Collection entries:
⟨

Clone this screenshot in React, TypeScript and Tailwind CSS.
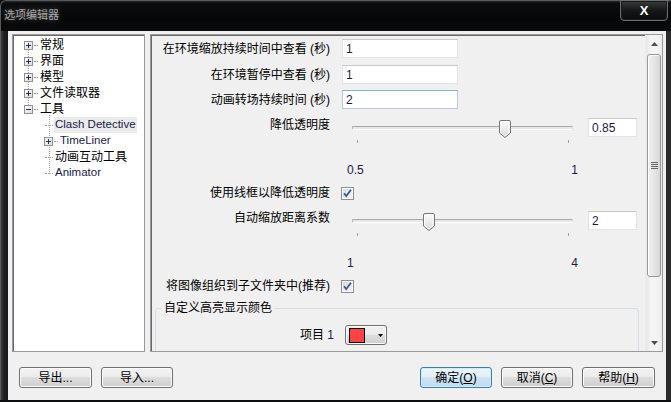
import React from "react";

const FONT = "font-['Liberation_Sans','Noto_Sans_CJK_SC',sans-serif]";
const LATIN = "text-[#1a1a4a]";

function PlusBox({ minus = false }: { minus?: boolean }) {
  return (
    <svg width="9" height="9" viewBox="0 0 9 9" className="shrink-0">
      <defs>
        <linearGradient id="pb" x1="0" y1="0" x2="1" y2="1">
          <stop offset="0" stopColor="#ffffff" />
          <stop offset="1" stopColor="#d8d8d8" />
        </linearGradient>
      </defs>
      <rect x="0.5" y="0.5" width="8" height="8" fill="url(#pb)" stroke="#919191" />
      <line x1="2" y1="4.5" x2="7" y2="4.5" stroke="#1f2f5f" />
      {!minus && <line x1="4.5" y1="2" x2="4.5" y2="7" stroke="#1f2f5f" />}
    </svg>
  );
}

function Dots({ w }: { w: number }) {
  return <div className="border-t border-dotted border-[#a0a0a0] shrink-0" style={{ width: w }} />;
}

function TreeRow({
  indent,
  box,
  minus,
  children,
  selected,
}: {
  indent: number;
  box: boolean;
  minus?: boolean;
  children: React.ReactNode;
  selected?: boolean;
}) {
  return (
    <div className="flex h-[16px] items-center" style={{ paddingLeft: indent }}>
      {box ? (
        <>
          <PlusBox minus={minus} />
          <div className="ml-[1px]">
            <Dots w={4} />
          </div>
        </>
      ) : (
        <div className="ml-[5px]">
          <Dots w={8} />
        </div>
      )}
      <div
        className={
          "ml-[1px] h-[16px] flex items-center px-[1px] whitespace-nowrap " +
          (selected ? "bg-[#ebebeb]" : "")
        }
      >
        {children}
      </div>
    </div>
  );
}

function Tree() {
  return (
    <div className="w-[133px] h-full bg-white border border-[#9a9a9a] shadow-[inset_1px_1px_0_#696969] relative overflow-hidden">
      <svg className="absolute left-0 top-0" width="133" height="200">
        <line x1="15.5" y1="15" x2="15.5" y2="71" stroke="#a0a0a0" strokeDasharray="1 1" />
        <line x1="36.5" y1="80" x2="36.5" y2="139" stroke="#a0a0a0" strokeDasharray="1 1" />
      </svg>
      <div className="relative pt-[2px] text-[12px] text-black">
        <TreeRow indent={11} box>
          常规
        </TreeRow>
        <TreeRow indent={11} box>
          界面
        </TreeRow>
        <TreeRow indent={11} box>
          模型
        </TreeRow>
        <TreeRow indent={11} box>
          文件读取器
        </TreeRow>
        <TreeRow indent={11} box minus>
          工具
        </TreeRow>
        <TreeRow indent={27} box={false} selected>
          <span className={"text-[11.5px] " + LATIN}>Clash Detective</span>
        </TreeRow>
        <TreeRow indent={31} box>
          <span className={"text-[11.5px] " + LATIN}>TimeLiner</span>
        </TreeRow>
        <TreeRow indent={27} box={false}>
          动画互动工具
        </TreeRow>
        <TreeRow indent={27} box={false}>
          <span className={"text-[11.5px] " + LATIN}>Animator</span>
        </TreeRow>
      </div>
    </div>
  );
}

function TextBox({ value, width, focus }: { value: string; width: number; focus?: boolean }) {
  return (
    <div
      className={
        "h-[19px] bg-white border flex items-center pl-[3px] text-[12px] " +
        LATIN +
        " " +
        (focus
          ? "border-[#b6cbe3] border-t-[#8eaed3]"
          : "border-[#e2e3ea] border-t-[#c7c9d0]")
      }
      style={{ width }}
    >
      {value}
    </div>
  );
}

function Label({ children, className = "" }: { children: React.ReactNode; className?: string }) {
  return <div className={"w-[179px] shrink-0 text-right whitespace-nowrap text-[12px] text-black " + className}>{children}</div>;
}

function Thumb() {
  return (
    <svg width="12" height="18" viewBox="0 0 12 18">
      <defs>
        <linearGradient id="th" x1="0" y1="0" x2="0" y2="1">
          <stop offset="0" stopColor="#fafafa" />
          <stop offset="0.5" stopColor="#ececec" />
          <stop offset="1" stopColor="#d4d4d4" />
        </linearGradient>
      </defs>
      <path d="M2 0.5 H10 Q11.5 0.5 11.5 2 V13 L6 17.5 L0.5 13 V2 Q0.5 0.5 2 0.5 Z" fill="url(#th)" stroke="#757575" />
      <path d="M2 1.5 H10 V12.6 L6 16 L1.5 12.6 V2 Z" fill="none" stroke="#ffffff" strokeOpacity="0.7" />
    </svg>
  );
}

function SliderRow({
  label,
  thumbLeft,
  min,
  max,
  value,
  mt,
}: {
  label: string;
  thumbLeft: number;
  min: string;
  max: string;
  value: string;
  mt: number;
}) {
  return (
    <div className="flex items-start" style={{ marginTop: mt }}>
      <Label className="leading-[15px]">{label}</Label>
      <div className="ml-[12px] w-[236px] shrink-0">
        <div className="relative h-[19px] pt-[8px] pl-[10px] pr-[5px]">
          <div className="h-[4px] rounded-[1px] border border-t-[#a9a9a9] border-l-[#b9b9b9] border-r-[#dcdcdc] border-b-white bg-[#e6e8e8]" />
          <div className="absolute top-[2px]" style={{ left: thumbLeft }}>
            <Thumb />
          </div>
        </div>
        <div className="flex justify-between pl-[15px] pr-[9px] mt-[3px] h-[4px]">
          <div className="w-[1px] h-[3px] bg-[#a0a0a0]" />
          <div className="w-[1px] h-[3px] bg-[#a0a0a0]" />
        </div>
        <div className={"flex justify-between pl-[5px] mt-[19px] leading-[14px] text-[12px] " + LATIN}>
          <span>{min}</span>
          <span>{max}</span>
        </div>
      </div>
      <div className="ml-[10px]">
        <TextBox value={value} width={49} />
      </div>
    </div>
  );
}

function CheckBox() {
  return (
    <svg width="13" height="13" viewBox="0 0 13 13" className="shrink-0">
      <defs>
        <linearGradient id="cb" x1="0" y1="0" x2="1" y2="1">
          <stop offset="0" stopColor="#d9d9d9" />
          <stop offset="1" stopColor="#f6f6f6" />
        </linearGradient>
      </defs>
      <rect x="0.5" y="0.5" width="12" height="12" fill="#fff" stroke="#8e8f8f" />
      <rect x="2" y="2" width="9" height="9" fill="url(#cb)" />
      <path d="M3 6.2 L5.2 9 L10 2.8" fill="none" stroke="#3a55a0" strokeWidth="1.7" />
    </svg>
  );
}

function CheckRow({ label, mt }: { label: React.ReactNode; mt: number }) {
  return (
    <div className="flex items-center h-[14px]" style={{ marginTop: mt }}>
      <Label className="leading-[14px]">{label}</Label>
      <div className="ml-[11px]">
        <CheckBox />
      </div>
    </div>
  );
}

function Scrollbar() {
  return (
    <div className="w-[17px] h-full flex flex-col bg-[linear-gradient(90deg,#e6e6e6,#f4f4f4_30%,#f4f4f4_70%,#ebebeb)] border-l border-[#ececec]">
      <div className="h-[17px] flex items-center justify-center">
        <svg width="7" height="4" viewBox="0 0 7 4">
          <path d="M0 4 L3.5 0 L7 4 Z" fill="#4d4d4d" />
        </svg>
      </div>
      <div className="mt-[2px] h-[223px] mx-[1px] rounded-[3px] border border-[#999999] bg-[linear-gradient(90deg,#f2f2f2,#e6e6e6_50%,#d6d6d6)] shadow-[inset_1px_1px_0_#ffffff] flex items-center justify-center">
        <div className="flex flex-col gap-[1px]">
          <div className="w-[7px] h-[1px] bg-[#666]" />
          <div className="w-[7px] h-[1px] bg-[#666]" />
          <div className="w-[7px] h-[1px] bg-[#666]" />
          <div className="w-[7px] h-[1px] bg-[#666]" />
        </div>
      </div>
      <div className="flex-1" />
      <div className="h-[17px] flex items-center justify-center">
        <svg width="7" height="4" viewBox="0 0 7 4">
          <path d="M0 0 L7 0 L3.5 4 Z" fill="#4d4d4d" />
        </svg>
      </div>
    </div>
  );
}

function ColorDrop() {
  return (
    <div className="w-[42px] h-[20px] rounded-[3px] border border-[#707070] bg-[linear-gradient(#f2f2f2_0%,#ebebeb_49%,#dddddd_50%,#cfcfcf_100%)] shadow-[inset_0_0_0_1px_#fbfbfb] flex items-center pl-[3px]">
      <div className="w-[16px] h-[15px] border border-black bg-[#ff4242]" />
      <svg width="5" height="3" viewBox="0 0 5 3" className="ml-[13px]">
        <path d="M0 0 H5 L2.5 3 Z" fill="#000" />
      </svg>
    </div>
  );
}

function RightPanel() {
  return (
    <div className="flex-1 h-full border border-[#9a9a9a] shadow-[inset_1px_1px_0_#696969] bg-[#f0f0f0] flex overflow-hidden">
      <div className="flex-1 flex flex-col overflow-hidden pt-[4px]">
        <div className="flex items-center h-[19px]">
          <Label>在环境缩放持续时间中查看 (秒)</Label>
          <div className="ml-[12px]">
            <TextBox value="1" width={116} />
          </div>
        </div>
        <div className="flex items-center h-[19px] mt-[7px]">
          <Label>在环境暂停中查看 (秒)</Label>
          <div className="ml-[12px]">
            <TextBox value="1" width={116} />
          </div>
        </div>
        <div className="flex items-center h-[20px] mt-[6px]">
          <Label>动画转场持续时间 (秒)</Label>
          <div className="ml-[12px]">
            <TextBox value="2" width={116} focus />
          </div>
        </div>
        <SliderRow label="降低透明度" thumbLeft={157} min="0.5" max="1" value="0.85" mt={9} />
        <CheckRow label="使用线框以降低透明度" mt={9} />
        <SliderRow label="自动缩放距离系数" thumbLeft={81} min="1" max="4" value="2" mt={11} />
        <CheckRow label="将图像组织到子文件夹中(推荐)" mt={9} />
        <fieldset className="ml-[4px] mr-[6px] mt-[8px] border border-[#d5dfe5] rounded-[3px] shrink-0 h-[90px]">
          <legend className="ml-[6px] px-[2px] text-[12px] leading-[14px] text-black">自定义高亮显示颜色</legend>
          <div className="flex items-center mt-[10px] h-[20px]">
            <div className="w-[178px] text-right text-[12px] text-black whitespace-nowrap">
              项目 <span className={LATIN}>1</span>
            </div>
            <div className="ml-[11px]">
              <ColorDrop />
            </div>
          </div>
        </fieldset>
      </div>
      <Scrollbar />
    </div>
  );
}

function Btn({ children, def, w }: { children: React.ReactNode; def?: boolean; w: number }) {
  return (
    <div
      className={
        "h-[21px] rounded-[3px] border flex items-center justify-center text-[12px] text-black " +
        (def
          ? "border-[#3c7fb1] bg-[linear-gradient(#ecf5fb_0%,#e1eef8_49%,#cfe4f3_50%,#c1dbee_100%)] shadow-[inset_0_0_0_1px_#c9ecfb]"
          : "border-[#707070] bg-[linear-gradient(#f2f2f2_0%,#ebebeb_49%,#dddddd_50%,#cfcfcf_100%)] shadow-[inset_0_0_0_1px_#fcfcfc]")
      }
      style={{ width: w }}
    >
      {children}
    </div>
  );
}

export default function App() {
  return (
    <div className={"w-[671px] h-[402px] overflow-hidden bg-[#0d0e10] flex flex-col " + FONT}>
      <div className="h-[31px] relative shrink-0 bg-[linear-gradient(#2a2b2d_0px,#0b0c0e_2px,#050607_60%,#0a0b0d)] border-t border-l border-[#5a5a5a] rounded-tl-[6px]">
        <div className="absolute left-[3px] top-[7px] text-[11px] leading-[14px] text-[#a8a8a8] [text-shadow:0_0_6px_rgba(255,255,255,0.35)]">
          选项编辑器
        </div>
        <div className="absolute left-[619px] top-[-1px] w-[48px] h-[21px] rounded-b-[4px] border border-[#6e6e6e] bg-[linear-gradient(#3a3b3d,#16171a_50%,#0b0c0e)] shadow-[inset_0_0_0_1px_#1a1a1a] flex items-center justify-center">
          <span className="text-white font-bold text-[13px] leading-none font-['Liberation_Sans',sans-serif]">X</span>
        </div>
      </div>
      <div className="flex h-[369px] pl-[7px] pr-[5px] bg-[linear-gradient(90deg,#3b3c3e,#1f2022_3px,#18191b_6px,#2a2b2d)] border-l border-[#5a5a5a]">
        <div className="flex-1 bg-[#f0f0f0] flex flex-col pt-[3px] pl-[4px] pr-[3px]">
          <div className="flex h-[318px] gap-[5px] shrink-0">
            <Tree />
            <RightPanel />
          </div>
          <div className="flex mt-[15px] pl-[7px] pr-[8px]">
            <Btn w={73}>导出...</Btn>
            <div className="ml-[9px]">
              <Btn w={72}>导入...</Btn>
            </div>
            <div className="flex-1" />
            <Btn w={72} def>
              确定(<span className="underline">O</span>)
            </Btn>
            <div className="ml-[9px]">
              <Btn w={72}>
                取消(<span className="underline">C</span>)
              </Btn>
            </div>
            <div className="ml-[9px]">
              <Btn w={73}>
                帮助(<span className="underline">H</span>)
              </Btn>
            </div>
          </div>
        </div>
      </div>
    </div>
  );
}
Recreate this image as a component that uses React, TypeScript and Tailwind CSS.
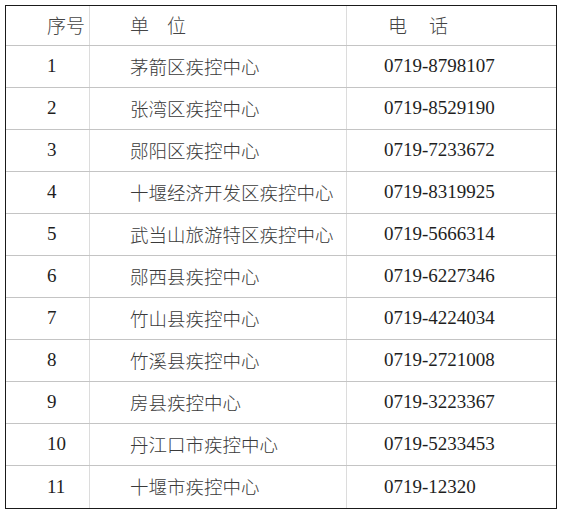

⟩

■ Stated goal
Look through the listing above. Pick out each line with "TypeScript" and copy it.

■ Result of this task
Clone this screenshot in React, TypeScript and Tailwind CSS.
Recreate this image as a component that uses React, TypeScript and Tailwind CSS.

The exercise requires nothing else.